PROBLEM DETAILS =
Copy each line that has the string "React" somewhere in it.

DATA EXTRACT =
--- BEGIN ---
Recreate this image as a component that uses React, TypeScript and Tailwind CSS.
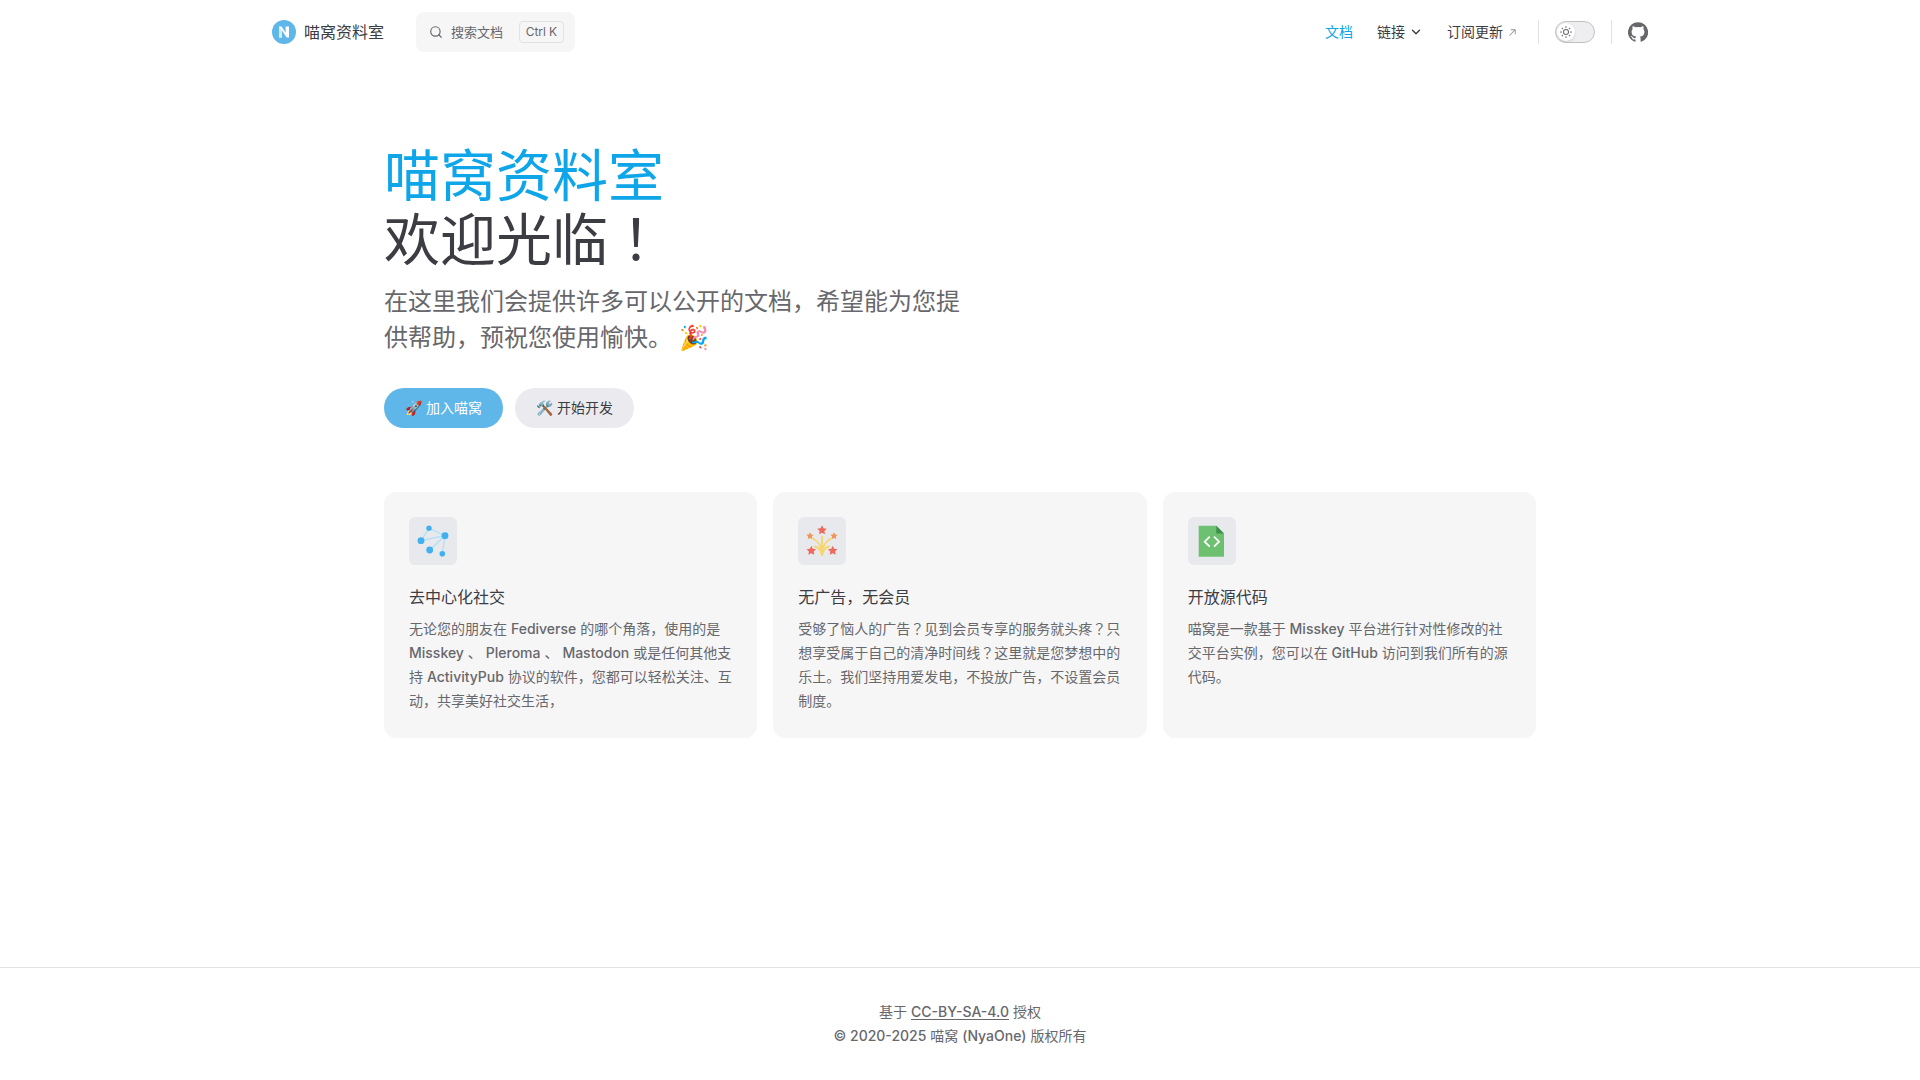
const sans = 'font-["Inter","Noto_Sans_CJK_SC",sans-serif]';

function Mark({ children }: { children: React.ReactNode }) {
  return <span className='font-["Inter","Noto_Sans_CJK_TC",sans-serif]'>{children}</span>;
}

function Arrow() {
  return (
    <svg viewBox="0 0 24 24" className="ml-1 w-[11px] h-[11px] fill-[#929295]">
      <path d="M18.7 5.3a1 1 0 0 0-.7-.3H9a1 1 0 0 0 0 2h6.6L5.3 17.3a1 1 0 0 0 1.4 1.4L17 8.4V15a1 1 0 0 0 2 0V6a1 1 0 0 0-.3-.7z" />
    </svg>
  );
}

function Logo() {
  return (
    <svg viewBox="0 0 24 24" className="w-6 h-6">
      <circle cx="12" cy="12" r="12" fill="#5fb6e9" />
      <path d="M7 6.5h2.6l4 6.3V6.5H17v11h-2.4L10 10.6v6.9H7z" fill="#fff" />
      <path d="M7 6.5l3 4v7H7z" fill="#d4ecfa" />
    </svg>
  );
}

function Github() {
  return (
    <svg viewBox="0 0 24 24" className="w-5 h-5 fill-[#67676c]">
      <path d="M12 .3a12 12 0 0 0-3.8 23.4c.6.1.8-.3.8-.6v-2.1c-3.3.7-4-1.6-4-1.6-.6-1.4-1.4-1.8-1.4-1.8-1-.7.1-.7.1-.7 1.2.1 1.8 1.2 1.8 1.2 1 1.8 2.8 1.3 3.5 1 .1-.8.4-1.3.8-1.6-2.7-.3-5.5-1.3-5.5-6 0-1.2.5-2.3 1.3-3.1-.2-.4-.6-1.6 0-3.2 0 0 1-.3 3.4 1.2a11.5 11.5 0 0 1 6 0c2.3-1.5 3.3-1.2 3.3-1.2.7 1.6.3 2.8.1 3.2.8.8 1.3 1.9 1.3 3.2 0 4.6-2.8 5.6-5.5 5.9.5.4.9 1.1.9 2.3v3.3c0 .3.2.7.8.6A12 12 0 0 0 12 .3" />
    </svg>
  );
}

function Sun() {
  return (
    <svg viewBox="0 0 24 24" className="w-3 h-3 fill-[#67676c]">
      <path d="M12 18a6 6 0 1 1 0-12 6 6 0 0 1 0 12zm0-10a4 4 0 1 0 0 8 4 4 0 0 0 0-8zM12 4a1 1 0 0 1-1-1V1a1 1 0 0 1 2 0v2a1 1 0 0 1-1 1zM12 24a1 1 0 0 1-1-1v-2a1 1 0 0 1 2 0v2a1 1 0 0 1-1 1zM5.6 6.6a1 1 0 0 1-.7-.3L3.5 4.9a1 1 0 0 1 1.4-1.4l1.4 1.4a1 1 0 0 1-.7 1.7zM19.8 20.8a1 1 0 0 1-.7-.3l-1.4-1.4a1 1 0 0 1 1.4-1.4l1.4 1.4a1 1 0 0 1-.7 1.7zM3 13H1a1 1 0 0 1 0-2h2a1 1 0 0 1 0 2zM23 13h-2a1 1 0 0 1 0-2h2a1 1 0 0 1 0 2zM4.2 20.8a1 1 0 0 1-.7-1.7l1.4-1.4a1 1 0 0 1 1.4 1.4l-1.4 1.4a1 1 0 0 1-.7.3zM18.4 6.6a1 1 0 0 1-.7-1.7l1.4-1.4a1 1 0 0 1 1.4 1.4l-1.4 1.4a1 1 0 0 1-.7.3z" />
    </svg>
  );
}

function FediIcon() {
  return (
    <svg viewBox="0 0 48 48" className="w-12 h-12">
      <g stroke="#aadffa" strokeWidth="1.2">
        <line x1="20" y1="11.3" x2="36" y2="18.7" />
        <line x1="12" y1="23.7" x2="36" y2="18.7" />
        <line x1="12" y1="23.7" x2="20" y2="11.3" />
        <line x1="20.7" y1="33" x2="36" y2="18.7" />
        <line x1="33.3" y1="36.7" x2="36" y2="18.7" />
      </g>
      <g fill="#42aff0">
        <circle cx="20" cy="11.3" r="2.7" />
        <circle cx="36" cy="18.7" r="3.4" />
        <circle cx="12" cy="23.7" r="3.4" />
        <circle cx="20.7" cy="33" r="3.4" />
        <circle cx="33.3" cy="36.7" r="2.8" />
      </g>
    </svg>
  );
}

function Star({ x, y, r, fill }: { x: number; y: number; r: number; fill: string }) {
  const pts: string[] = [];
  for (let i = 0; i < 10; i++) {
    const a = (Math.PI / 5) * i - Math.PI / 2;
    const rr = i % 2 === 0 ? r : r * 0.5;
    pts.push(`${x + rr * Math.cos(a)},${y + rr * Math.sin(a)}`);
  }
  return <polygon points={pts.join(" ")} fill={fill} />;
}

function FireworksIcon() {
  return (
    <svg viewBox="0 0 48 48" className="w-12 h-12">
      <g stroke="#f8d568" strokeWidth="1.9" fill="none" strokeLinecap="round">
        <path d="M24 19.5V38" />
        <path d="M24 38c0-8-4-14-9-16.5" />
        <path d="M24 38c0-8 4-14 9-16.5" />
        <path d="M24 38c-1-4-3.5-8-7-8.5" />
        <path d="M24 38c1-4 3.5-8 7-8.5" />
      </g>
      <Star x={24} y={13.3} r={5} fill="#ee6a5c" />
      <Star x={12} y={19} r={3.8} fill="#f0935a" />
      <Star x={36} y={19} r={3.8} fill="#f0935a" />
      <Star x={13.3} y={33.7} r={5} fill="#ee6a5c" />
      <Star x={34.7} y={33.7} r={5} fill="#ee6a5c" />
    </svg>
  );
}

function CodeIcon() {
  return (
    <svg viewBox="0 0 48 48" className="w-12 h-12">
      <path d="M10.7 8.7h17.6l7.7 7.8v23.2H10.7z" fill="#6cc070" />
      <path d="M28.3 8.7l7.7 7.8h-7.7z" fill="#3f8f48" />
      <path d="M21.7 19.7l-5 5 5 5M26 19.7l5 5-5 5" stroke="#fff" strokeWidth="1.8" fill="none" />
    </svg>
  );
}

function Card({ icon, title, children }: { icon: React.ReactNode; title: string; children: React.ReactNode }) {
  return (
    <div className="flex-1 min-w-0 rounded-xl bg-[#f6f6f7] border border-[#f6f6f7] p-6">
      <div className="w-12 h-12 rounded-md bg-[#e8e9ed] mb-5">{icon}</div>
      <h2 className="text-base leading-6 font-normal text-[#3c3c43]">{title}</h2>
      <p className="pt-2 text-sm leading-6 text-[#67676c]">{children}</p>
    </div>
  );
}

export default function App() {
  return (
    <div className={`min-h-screen flex flex-col bg-white text-[#3c3c43] ${sans}`}>
      <header className="h-16 w-[1376px] mx-auto flex items-center">
        <div className="flex items-center gap-2 text-base">
          <Logo />
          <span>喵窝资料室</span>
        </div>
        <div className="ml-8 w-[159px] h-10 rounded-lg bg-[#f6f6f7] flex items-center pl-[13px] pr-[11px]">
          <svg viewBox="0 0 24 24" className="w-[14px] h-[14px] fill-none stroke-[#67676c] stroke-2">
            <circle cx="11" cy="11" r="8" />
            <path d="m21 21-4.3-4.3" strokeLinecap="round" />
          </svg>
          <span className="ml-2 text-[13px] pt-[2px] text-[#67676c]">搜索文档</span>
          <span className="ml-auto h-[22px] px-[6px] rounded border border-[#e2e2e3] text-xs leading-[20px] text-[#67676c] whitespace-nowrap">
            Ctrl<span className="ml-[3px]">K</span>
          </span>
        </div>
        <nav className="ml-auto flex items-center text-sm">
          <span className="text-[#0ea5e9]">文档</span>
          <span className="ml-6 flex items-center">
            链接
            <svg viewBox="0 0 24 24" className="ml-1 w-[14px] h-[14px] fill-none stroke-[#3c3c43] stroke-[2.4]">
              <path d="m6 9 6 6 6-6" strokeLinecap="round" strokeLinejoin="round" />
            </svg>
          </span>
          <span className="ml-6 flex items-center">
            订阅更新
            <Arrow />
          </span>
          <span className="ml-5 w-px h-6 bg-[#e2e2e3]" />
          <span className="ml-4 w-10 h-[22px] rounded-full bg-[#eeeef1] border border-[#c2c2c4] flex items-center pl-px">
            <span className="w-[18px] h-[18px] rounded-full bg-white shadow-sm flex items-center justify-center">
              <Sun />
            </span>
          </span>
          <span className="ml-4 w-px h-6 bg-[#e2e2e3]" />
          <span className="ml-4">
            <Github />
          </span>
        </nav>
      </header>

      <main className="w-[1152px] mx-auto pt-20 pb-16">
        <h1 className="text-[56px] leading-16 font-normal">
          <span className="block text-[#0ea5e9]">喵窝资料室</span>
          <span className="block">
            欢迎光临<Mark>！</Mark>
          </span>
        </h1>
        <p className="pt-3 max-w-[576px] text-2xl leading-9 text-[#67676c]">
          在这里我们会提供许多可以公开的文档，希望能为您提供帮助，预祝您使用愉快。 🎉
        </p>
        <div className="flex gap-3 pt-8 text-sm">
          <span className="h-10 w-[119px] rounded-full flex items-center justify-center bg-[#5fb6e9] text-white">🚀 加入喵窝</span>
          <span className="h-10 w-[119px] rounded-full flex items-center justify-center bg-[#ebebef] text-[#3c3c43]">🛠️ 开始开发</span>
        </div>
        <div className="flex gap-4 mt-16">
          <Card icon={<FediIcon />} title="去中心化社交">
            无论您的朋友在 <b className="font-medium">Fediverse</b> 的哪个角落，使用的是 <b className="font-medium">Misskey</b> 、 <b className="font-medium">Pleroma</b> 、 <b className="font-medium">Mastodon</b> 或是任何其他支持 <b className="font-medium">ActivityPub</b> 协议的软件，您都可以轻松关注、互动，共享美好社交生活，
          </Card>
          <Card icon={<FireworksIcon />} title="无广告，无会员">
            受够了恼人的广告<Mark>？</Mark>见到会员专享的服务就头疼<Mark>？</Mark>只想享受属于自己的清净时间线<Mark>？</Mark>这里就是您梦想中的乐土。我们坚持用爱发电，不投放广告，不设置会员制度。
          </Card>
          <Card icon={<CodeIcon />} title="开放源代码">
            喵窝是一款基于 <b className="font-medium">Misskey</b> 平台进行针对性修改的社交平台实例，您可以在 <b className="font-medium">GitHub</b> 访问到我们所有的源代码。
          </Card>
        </div>
      </main>

      <footer className="mt-auto border-t border-[#e2e2e3] py-8 text-center text-sm leading-6 text-[#67676c]">
        <div>
          基于 <span className="font-medium underline underline-offset-2">CC-BY-SA-4.0</span> 授权
        </div>
        <div>
          <span className="font-medium">© 2020-2025</span> 喵窝 <span className="font-medium">(NyaOne)</span> 版权所有
        </div>
      </footer>
    </div>
  );
}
--- END ---
WRITTEN RESPONSE =
Recreate this image as a component that uses React, TypeScript and Tailwind CSS.
function Mark({ children }: { children: React.ReactNode }) {
function Card({ icon, title, children }: { icon: React.ReactNode; title: string; children: React.ReactNode }) {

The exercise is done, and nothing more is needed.